The businesses that win at SEO aren't necessarily the ones with the cleverest tactics; they're the ones that transform link building from a campaign into a consistent business process. After my previous venture collapsed partly due to inconsistent marketing, I learned that systems beat willpower every time.
Create simple systems like:
- A weekly alert for your brand and core topics so you can find and reach out to people already mentioning you without linking
- A monthly competitive backlink audit where you identify new links your competitors have earned and analyze how you might earn similar ones
- A quarterly content refresh process where you update your highest-performing pieces, giving you a natural reason to reach out to existing linkers
- A system for tracking relationships with site owners and journalists so you're not starting from scratch with each outreach
- A simple dashboard that tracks not just link quantity but quality metrics like relevance, authority, and traffic potential
Remember that consistency trumps perfection. A mediocre link building process executed reliably will outperform brilliant but sporadic efforts every time. The key is solving real problems consistently rather than chasing vanity metrics.

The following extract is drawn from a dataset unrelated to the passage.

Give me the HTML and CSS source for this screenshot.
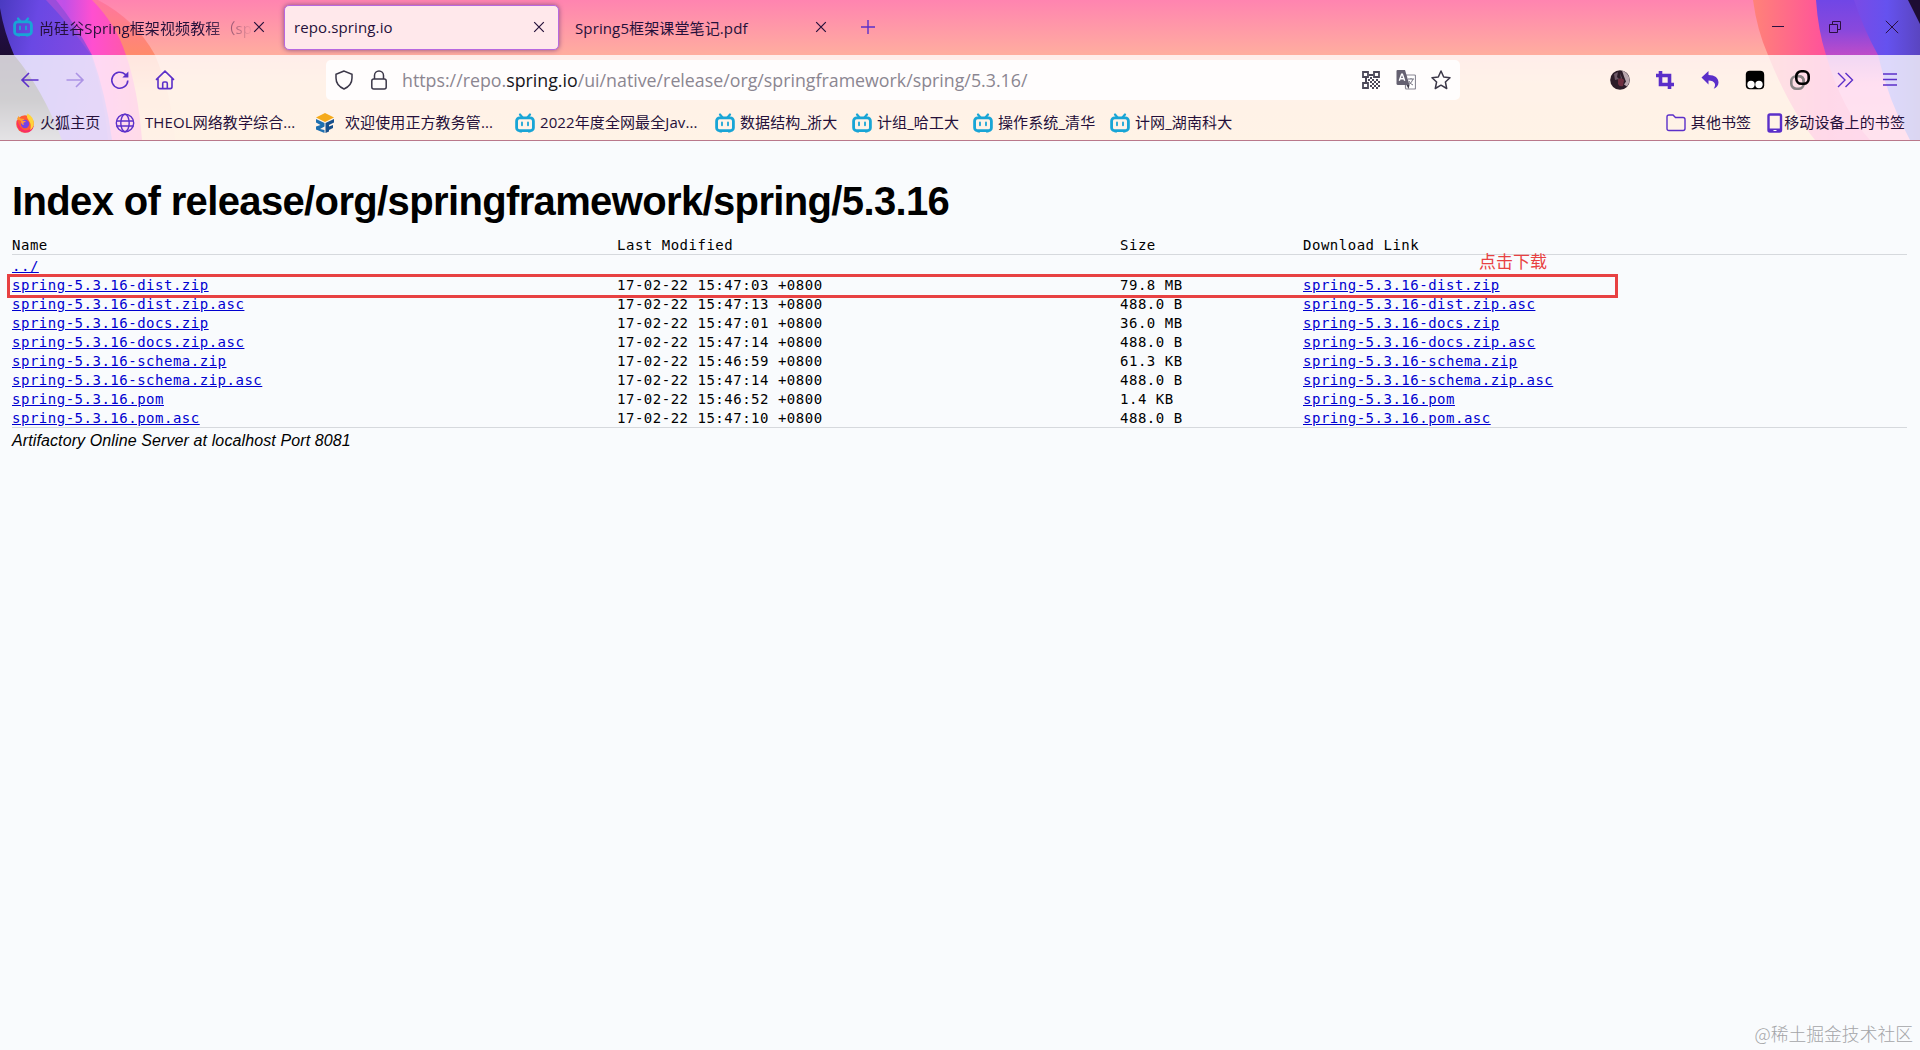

The End Game: Beyond The First 100
Getting your first 100 backlinks isn't about SEO wizardry or having a massive network. It's about being methodical, slightly stubborn, and willing to do the unglamorous work that others aren't. The websites that dominate search results aren't necessarily creating better content than you—they're just better at getting that content seen by people who can amplify it.
The backlinks that matter most aren't the ones you beg for—they're the ones you earn by creating genuine value and making sure the right people know about it. The process isn't quick, and it isn't always pretty, but neither is building a business that lasts. And unlike my first venture, which crashed and burned spectacularly, a methodically built backlink profile won't collapse overnight. It's the difference between building on sand and building on concrete—and I know which one I'm choosing this time around.